The Order of the Decrees
Did God decree the election of particular persons before or after the fall?
Settled with deliberate latitude
Background
The Reformed scholastic question of the order of the decrees had split the tradition since Theodore Beza's *Tabula Praedestinationis* (1555). The supralapsarian held that election and reprobation of particular persons logically *precede* the decree to permit the fall: God chose the elect 'above' (*supra*) the lapse, treating humans as creabiles et labiles — creatable and apt to fall — but not yet fallen. The infralapsarian held that the decree of election and reprobation logically *follows* the decree to permit the fall: God chose from a fallen mass. Dort (1618-19) had refused to adjudicate; the Synod's Canons accommodated both positions. The question was technical but theologically loaded: supralapsarianism made God's sovereignty more starkly the *whole* cause of the elect/reprobate distinction, infralapsarianism made the fall the context for the distinction.
The Assembly’s handling
The Prolocutor William Twisse was a famous supralapsarian — *Vindiciae Gratiae* (1632) is the most rigorous Latin defence of the position in any Reformed dogmatics — and on the Scottish side Rutherford and Gillespie tilted supra. The English majority (Calamy, Reynolds, Marshall, Tuckney) was infralapsarian. Rather than fight the matter to a confessional verdict, the drafters produced language deliberately broad enough to permit both readings. WCF III.7's phrasing — God 'was pleased…to pass by' the rest of mankind 'for the glory of his sovereign power' — does not specify whether the passing-by is logically before or after the fall, and is compatible with either reading.
Parties
Supralapsarians
The decree of election and reprobation logically precedes the decree to permit the fall; God's sovereign choice of the elect is the foundation of the whole order of redemption, not a response to a fallen condition.

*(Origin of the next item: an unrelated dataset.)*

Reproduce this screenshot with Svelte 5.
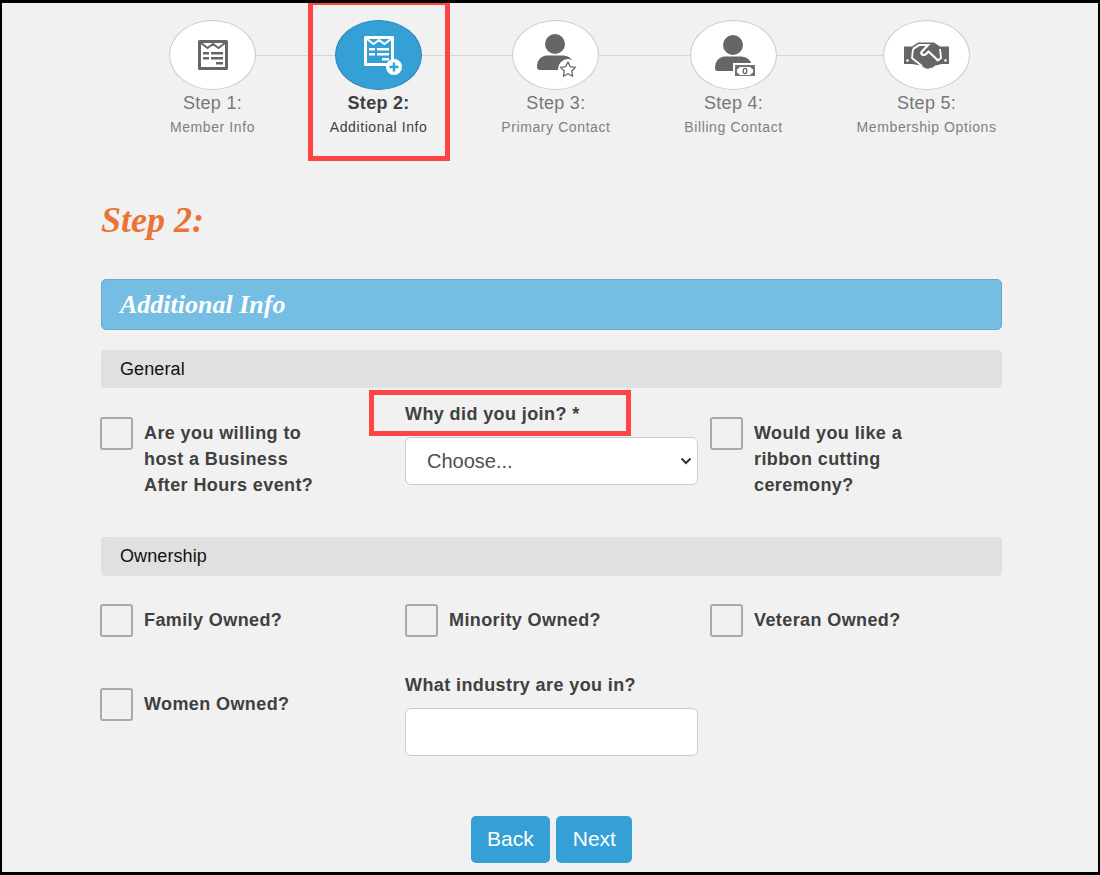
<script lang="ts">
  const steps = [
    { title: "Step 1:", sub: "Member Info", icon: "form" },
    { title: "Step 2:", sub: "Additional Info", icon: "formplus", active: true },
    { title: "Step 3:", sub: "Primary Contact", icon: "star" },
    { title: "Step 4:", sub: "Billing Contact", icon: "cash" },
    { title: "Step 5:", sub: "Membership Options", icon: "shake" }
  ];
</script>

{#snippet formIcon(color)}
  <path d="M1.500 1.500h27v27h-27z" fill="none" stroke={color} stroke-width="3" stroke-linejoin="round" />
  <path d="M3 3l6.500 5 5.500-4 5.500 4L27 3" fill="none" stroke={color} stroke-width="2" />
  <path d="M5 12h6v2.400H5zM13 12h12v2.400H13zM5 17h6v2.400H5zM13 17h12v2.400H13zM18 22h7v2.400h-7z" fill={color} />
{/snippet}

{#snippet person()}
  <circle cx="18" cy="10" r="10" fill="#666" />
  <path d="M0 33c0-7 4-11 10-11.500h15c5 0 9 2 11 6l-8 8.500H2.500C1 36 0 35 0 33z" fill="#666" />
{/snippet}

{#snippet stepIcon(name)}
  {#if name === "form"}
    <svg class="ic" width="30" height="30" viewBox="0 0 30 30">{@render formIcon("#666")}</svg>
  {:else if name === "formplus"}
    <svg class="ic plus" width="38" height="39" viewBox="0 0 38 39">
      {@render formIcon("#fff")}
      <circle cx="30" cy="31" r="8" fill="#fff" />
      <path d="M30 26.500v9M25.500 31h9" stroke="#35a0d5" stroke-width="2.400" />
    </svg>
  {:else if name === "star"}
    <svg class="ic person" width="40" height="43" viewBox="0 0 40 43">
      {@render person()}
      <circle cx="31" cy="35" r="10" fill="#fff" />
      <path d="M31 28l2.300 4.700 5.200.7-3.800 3.600.9 5.200-4.600-2.500-4.600 2.500.9-5.200-3.800-3.600 5.200-.7z" fill="#fff" stroke="#666" stroke-width="1.300" stroke-linejoin="round" />
    </svg>
  {:else if name === "cash"}
    <svg class="ic person" width="40" height="41" viewBox="0 0 40 41">
      {@render person()}
      <rect x="18" y="28" width="22" height="13" fill="#fff" />
      <rect x="21" y="31" width="18" height="10" fill="#fff" stroke="#666" stroke-width="1.800" />
      <path d="M22 32h3l-3 2.500zM38 32h-3l3 2.500zM22 40h3l-3-2.500zM38 40h-3l3-2.500z" fill="#666" />
      <ellipse cx="30" cy="36" rx="1.800" ry="2.600" fill="none" stroke="#666" stroke-width="1.300" />
    </svg>
  {:else}
    <svg class="ic" width="45" height="27" viewBox="0 0 45 27">
      <path d="M0 4.500h8L14 .5h16l6 4h9V22h-8l-3 1-3 .5-2 2-3 .5-2 1-3-1-4-2.500L8 22H0z" fill="#666" />
      <path d="M9 7l6-4h9l-6.500 7c-1 2.500 2.500 4 4.500 2l2.500-2.500L34 18.500" fill="none" stroke="#fff" stroke-width="2.200" />
      <path d="M9 7l-1 9 10 8M36 7l1 9-4 3" fill="none" stroke="#fff" stroke-width="1.800" />
      <circle cx="3.500" cy="18.500" r="1.300" fill="#fff" />
      <circle cx="41.500" cy="18.500" r="1.300" fill="#fff" />
    </svg>
  {/if}
{/snippet}

<div class="page">
  <div class="steps">
    <div class="rail"></div>
    {#each steps as s}
      <div class="step" class:active={s.active}>
        <div class="circle">{@render stepIcon(s.icon)}</div>
        <div class="step-title">{s.title}</div>
        <div class="step-sub">{s.sub}</div>
      </div>
    {/each}
  </div>

  <div class="content">
    <h1>Step 2:</h1>
    <div class="banner">Additional Info</div>

    <div class="section">General</div>
    <div class="row general">
      <label class="check"><span class="box"></span><span>Are you willing to host a Business After Hours event?</span></label>
      <div class="field">
        <div class="field-label">Why did you join? *</div>
        <div class="select">Choose...
          <svg width="12" height="8" viewBox="0 0 12 8"><path d="M1.500 1.500L6 6l4.500-4.500" fill="none" stroke="#333" stroke-width="2" /></svg>
        </div>
      </div>
      <label class="check"><span class="box"></span><span>Would you like a ribbon cutting ceremony?</span></label>
    </div>

    <div class="section">Ownership</div>
    <div class="row owned">
      <label class="check"><span class="box"></span><span>Family Owned?</span></label>
      <label class="check"><span class="box"></span><span>Minority Owned?</span></label>
      <label class="check"><span class="box"></span><span>Veteran Owned?</span></label>
    </div>
    <div class="row last">
      <label class="check women"><span class="box"></span><span>Women Owned?</span></label>
      <div class="field">
        <div class="field-label">What industry are you in?</div>
        <div class="input"></div>
      </div>
    </div>

    <div class="buttons">
      <button>Back</button>
      <button>Next</button>
    </div>
  </div>

  <div class="mark mark-step"></div>
  <div class="mark mark-join"></div>
</div>

<style>
  :global(body) {
    margin: 0;
  }

  .page {
    position: relative;
    box-sizing: border-box;
    width: 1100px;
    height: 875px;
    background: #f1f1f1;
    border: solid #000;
    border-width: 3px 2px;
    font-family: "Liberation Sans", Arial, sans-serif;
    overflow: hidden;
  }

  .steps {
    position: relative;
    display: flex;
    gap: 73.750px;
    padding: 17px 0 0 167px;
  }

  .rail {
    position: absolute;
    left: 210px;
    top: 52px;
    width: 714px;
    height: 1px;
    background: #d6d6d6;
  }

  .step {
    position: relative;
    display: flex;
    flex-direction: column;
    align-items: center;
  }

  .circle {
    display: flex;
    align-items: center;
    justify-content: center;
    box-sizing: border-box;
    width: 87px;
    height: 70px;
    border: 1px solid #ccc;
    border-radius: 50%;
    background: #fff;
  }

  .active .circle {
    background: #35a0d5;
    border-color: #2a86b5;
  }

  .ic {
    display: block;
  }

  .ic.plus {
    margin: 1px 0 0 8px;
  }

  .ic.person {
    margin: 1px 0 0 3px;
  }

  .step-title {
    margin-top: 3px;
    font-size: 18px;
    line-height: 20px;
    color: #777;
    letter-spacing: 0.3px;
  }

  .step-sub {
    margin-top: 4px;
    font-size: 14px;
    line-height: 20px;
    color: #808080;
    letter-spacing: 0.6px;
  }

  .active .step-title {
    font-weight: 700;
    color: #404040;
  }

  .active .step-sub {
    color: #404040;
  }

  .content {
    padding: 0 96px 0 99px;
  }

  h1 {
    margin: 61px 0 0;
    font-family: "Liberation Serif", serif;
    font-style: italic;
    font-weight: 700;
    font-size: 36px;
    line-height: 44px;
    color: #ec7338;
  }

  .banner {
    box-sizing: border-box;
    height: 51px;
    margin-top: 37px;
    padding: 0 18px;
    display: flex;
    align-items: center;
    background: #74bde3;
    border: 1px solid #6aa7c9;
    border-radius: 5px;
    font-family: "Liberation Serif", serif;
    font-style: italic;
    font-weight: 700;
    font-size: 26px;
    color: #fff;
  }

  .section {
    height: 38.400px;
    margin-top: 20px;
    padding: 0 19px;
    display: flex;
    align-items: center;
    background: #e0e0e0;
    border-radius: 4px;
    font-size: 18px;
    letter-spacing: 0.1px;
    color: #111;
  }

  .row {
    display: grid;
    grid-template-columns: 292px 293px 293px;
    column-gap: 12px;
  }

  .general {
    margin-top: 14px;
    height: 135px;
  }

  .general + .section {
    margin-top: 0;
  }

  .owned {
    margin-top: 28px;
  }

  .last {
    margin-top: 36px;
  }

  .field {
    margin-top: -1px;
  }

  .check {
    display: flex;
    align-items: flex-start;
    gap: 11px;
    font-size: 18px;
    font-weight: 700;
    line-height: 26px;
    letter-spacing: 0.4px;
    color: #404040;
    padding-right: 70px;
  }

  .check:first-child .box {
    margin-left: -1px;
  }

  .general .check {
    padding-top: 15px;
  }

  .general .check:last-child {
    padding-right: 90px;
  }

  .check > span:last-child {
    padding-top: 3px;
  }

  .owned .check {
    padding-right: 0;
  }

  .owned .check > span:last-child {
    padding-top: 3.500px;
  }

  .women {
    padding-top: 15px;
    padding-right: 0;
  }

  .box {
    flex: none;
    box-sizing: border-box;
    width: 33px;
    height: 33px;
    border: 2px solid #aaa;
    border-radius: 3px;
    background: #f1f1f1;
  }

  .field-label {
    font-size: 18px;
    font-weight: 700;
    line-height: 26px;
    letter-spacing: 0.4px;
    color: #404040;
  }

  .select,
  .input {
    box-sizing: border-box;
    height: 48px;
    margin-top: 10px;
    background: #fff;
    border: 1px solid #ccc;
    border-radius: 6px;
  }

  .select {
    display: flex;
    align-items: center;
    justify-content: space-between;
    padding: 0 5px 0 21px;
    font-size: 20px;
    color: #495057;
  }

  .buttons {
    display: flex;
    justify-content: center;
    gap: 6px;
    margin-top: 60px;
  }

  button {
    height: 47px;
    padding: 0 16.500px;
    border: 0;
    border-radius: 5px;
    background: #35a0d5;
    color: #fff;
    font-family: inherit;
    font-size: 21px;
  }

  .mark {
    position: absolute;
    box-sizing: border-box;
    border: 5px solid #ff4444;
  }

  .mark-step {
    left: 306px;
    top: -3px;
    width: 142px;
    height: 161px;
  }

  .mark-join {
    left: 367px;
    top: 387px;
    width: 262px;
    height: 46px;
  }
</style>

- William Twisse (1577–1646)
- Samuel Rutherford (c. 1600–1661)
- George Gillespie (1613–1648)
- Alexander Henderson (1583–1646)
- Thomas Goodwin (1600–1680)
Infralapsarians
The decree to permit the fall logically precedes the decree of election and reprobation; God chose the elect from a fallen and condemnable mass, so that mercy is the gracious side and justice the punitive side of one decree.

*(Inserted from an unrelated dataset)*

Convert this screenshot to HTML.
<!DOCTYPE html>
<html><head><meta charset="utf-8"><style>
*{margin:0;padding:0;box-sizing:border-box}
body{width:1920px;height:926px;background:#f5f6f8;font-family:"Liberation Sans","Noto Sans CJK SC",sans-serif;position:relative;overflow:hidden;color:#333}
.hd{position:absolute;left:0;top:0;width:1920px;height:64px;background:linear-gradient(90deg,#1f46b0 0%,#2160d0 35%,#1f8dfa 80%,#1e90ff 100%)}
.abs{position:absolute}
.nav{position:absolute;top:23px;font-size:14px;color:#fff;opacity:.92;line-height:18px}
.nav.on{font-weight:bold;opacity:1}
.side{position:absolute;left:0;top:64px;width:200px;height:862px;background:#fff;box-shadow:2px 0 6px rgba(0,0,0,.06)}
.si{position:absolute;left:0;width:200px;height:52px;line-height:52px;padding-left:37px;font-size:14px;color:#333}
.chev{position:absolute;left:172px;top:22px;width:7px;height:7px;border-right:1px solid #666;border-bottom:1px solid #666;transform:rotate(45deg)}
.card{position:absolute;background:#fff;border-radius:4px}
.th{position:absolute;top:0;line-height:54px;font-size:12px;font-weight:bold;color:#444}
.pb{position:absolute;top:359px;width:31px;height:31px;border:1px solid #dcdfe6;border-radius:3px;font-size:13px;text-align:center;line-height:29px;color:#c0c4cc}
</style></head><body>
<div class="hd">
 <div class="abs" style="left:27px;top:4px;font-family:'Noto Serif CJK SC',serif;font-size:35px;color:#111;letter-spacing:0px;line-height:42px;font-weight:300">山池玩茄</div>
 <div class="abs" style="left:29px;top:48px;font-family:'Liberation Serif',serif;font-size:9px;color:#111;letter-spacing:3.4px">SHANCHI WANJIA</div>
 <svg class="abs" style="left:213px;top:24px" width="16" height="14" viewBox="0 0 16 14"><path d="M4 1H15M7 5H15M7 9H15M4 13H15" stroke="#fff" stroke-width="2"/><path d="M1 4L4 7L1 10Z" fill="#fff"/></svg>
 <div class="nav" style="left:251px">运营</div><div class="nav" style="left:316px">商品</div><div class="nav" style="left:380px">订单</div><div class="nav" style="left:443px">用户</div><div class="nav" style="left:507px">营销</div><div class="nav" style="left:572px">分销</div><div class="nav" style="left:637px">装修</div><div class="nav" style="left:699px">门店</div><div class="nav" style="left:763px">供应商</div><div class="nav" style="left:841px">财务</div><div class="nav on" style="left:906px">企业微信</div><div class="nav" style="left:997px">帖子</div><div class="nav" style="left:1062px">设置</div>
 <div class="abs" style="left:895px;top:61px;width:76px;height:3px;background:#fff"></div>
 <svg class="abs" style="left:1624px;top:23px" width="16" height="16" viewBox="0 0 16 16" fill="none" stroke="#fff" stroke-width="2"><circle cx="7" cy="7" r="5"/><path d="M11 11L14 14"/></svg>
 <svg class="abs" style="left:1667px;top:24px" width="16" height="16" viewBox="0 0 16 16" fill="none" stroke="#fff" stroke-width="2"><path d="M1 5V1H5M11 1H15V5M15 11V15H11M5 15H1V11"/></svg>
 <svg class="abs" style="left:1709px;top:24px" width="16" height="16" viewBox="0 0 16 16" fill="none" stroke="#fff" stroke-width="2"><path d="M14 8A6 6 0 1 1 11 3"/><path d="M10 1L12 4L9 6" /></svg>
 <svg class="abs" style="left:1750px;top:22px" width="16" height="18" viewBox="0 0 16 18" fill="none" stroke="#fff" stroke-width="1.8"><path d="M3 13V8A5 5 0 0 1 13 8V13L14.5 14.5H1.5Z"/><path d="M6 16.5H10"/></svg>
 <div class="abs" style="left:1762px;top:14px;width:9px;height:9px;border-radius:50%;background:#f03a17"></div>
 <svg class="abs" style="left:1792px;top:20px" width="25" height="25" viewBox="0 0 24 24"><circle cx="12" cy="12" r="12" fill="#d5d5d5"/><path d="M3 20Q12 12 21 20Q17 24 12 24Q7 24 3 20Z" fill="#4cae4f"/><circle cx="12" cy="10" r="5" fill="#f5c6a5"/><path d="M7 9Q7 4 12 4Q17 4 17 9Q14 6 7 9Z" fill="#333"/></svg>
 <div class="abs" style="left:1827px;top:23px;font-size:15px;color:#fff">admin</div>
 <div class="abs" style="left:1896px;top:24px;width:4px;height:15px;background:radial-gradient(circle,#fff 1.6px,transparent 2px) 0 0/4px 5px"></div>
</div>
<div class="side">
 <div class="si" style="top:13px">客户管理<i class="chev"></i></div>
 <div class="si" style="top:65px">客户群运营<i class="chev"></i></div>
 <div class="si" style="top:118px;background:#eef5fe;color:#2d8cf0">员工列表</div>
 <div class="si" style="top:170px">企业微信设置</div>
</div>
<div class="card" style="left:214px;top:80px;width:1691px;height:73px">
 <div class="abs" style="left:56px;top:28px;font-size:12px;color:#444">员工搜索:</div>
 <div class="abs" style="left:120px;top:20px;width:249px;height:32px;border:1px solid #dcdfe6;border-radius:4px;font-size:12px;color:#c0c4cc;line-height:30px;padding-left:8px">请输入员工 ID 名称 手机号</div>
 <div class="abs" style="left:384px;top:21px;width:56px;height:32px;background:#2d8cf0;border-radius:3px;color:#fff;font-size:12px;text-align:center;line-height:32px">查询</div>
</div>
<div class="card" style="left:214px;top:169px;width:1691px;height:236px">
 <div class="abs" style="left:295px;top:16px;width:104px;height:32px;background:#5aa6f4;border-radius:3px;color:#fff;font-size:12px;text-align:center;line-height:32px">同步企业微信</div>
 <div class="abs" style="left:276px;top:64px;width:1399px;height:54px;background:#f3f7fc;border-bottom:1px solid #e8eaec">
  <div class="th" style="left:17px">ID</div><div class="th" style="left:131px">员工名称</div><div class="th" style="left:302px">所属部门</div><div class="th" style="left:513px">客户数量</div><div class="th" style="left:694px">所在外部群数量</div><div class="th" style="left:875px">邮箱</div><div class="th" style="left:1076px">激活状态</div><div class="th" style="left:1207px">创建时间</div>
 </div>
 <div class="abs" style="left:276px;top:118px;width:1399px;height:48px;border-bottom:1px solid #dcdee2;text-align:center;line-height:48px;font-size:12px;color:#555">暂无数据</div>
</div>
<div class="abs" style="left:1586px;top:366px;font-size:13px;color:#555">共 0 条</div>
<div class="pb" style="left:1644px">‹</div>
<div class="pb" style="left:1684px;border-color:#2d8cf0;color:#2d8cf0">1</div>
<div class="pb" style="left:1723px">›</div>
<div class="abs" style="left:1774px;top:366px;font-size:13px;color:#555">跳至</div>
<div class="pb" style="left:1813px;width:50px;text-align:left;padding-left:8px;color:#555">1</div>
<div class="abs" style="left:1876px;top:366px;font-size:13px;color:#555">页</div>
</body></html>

- Edmund Calamy the Elder (1600–1666)
- Edward Reynolds (1599–1676)
- Stephen Marshall (c. 1594–1655)
- Anthony Tuckney (1599–1670)
- Cornelius Burgess (1589–1665)
Confessional language
WCF III.7: 'The rest of mankind God was pleased, according to the unsearchable counsel of his own will, whereby he extendeth or withholdeth mercy, as he pleaseth, for the glory of his sovereign power over his creatures, to pass by; and to ordain them to dishonor and wrath for their sin, to the praise of his glorious justice.'
Ontology placement
This crux bears on the following attribute of the Westminster ontology. The Westminster baseline value is marked WCF.

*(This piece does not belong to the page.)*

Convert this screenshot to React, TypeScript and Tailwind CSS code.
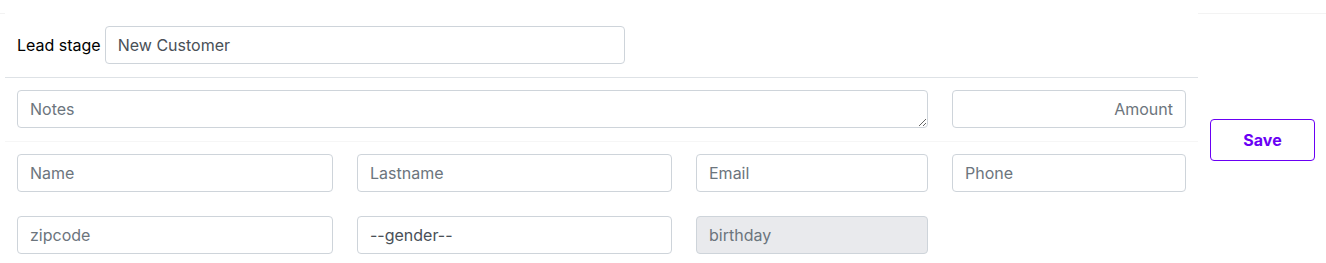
import React from 'react';

const field =
  'h-[38px] w-full rounded-[4px] border border-[#ced4da] bg-white px-[12px] text-[16px] text-[#495057] placeholder:text-[#6c757d] outline-none';

export default function App() {
  return (
    <div className="flex w-[1326px] bg-white pt-[13px] font-['Inter','Liberation_Sans',sans-serif]">
      <div className="w-[5px] border-t border-[#f3f3f3]" />

      <div className="w-[1193px] bg-white">
        <div className="flex items-center gap-[4px] border-b border-[#dee2e6] px-[12px] py-[13px]">
          <span className="text-[16px] text-black">Lead stage</span>
          <input className={`${field} !w-[520px]`} defaultValue="New Customer" />
        </div>

        <div className="grid grid-cols-[911px_234px] gap-x-6 border-b border-[#f6f6f6] px-[12px] pt-[12px] pb-[13px]">
          <textarea rows={1} className={`${field} py-[6px] leading-[24px]`} placeholder="Notes" />
          <input className={`${field} text-right`} placeholder="Amount" />
        </div>

        <div className="grid grid-cols-[316px_315px_232px_234px] gap-x-6 gap-y-6 px-[12px] pt-[12px] pb-[9px]">
          <input className={field} placeholder="Name" />
          <input className={field} placeholder="Lastname" />
          <input className={field} placeholder="Email" />
          <input className={field} placeholder="Phone" />
          <input className={field} placeholder="zipcode" />
          <select className={`${field} appearance-none text-[#212529]`} defaultValue="">
            <option value="">--gender--</option>
            <option value="m">Male</option>
            <option value="f">Female</option>
          </select>
          <input className={`${field} !bg-[#e9eaed]`} placeholder="birthday" disabled />
        </div>
      </div>

      <div className="flex-1 border-t border-[#f3f3f3] pl-[12px] pt-[105px]">
        <button className="h-[42px] w-[105px] rounded-[4px] border border-[#6a00f4] bg-white text-[16px] font-bold text-[#6a00f4]">
          Save
        </button>
      </div>
    </div>
  );
}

II · God & Decree · Order of Decrees
Legacy
The deliberate latitude has proved durable. Both supra- and infralapsarian Reformed divines have claimed Westminster as consistent with their reading: Herman Hoeksema and the Protestant Reformed have read it supra; Charles Hodge and the Princeton tradition have read it infra. The 1903 PCUSA Declaratory Statement explicitly affirmed that the Confession permits both positions — language Westminster's own drafters would have recognised as fair.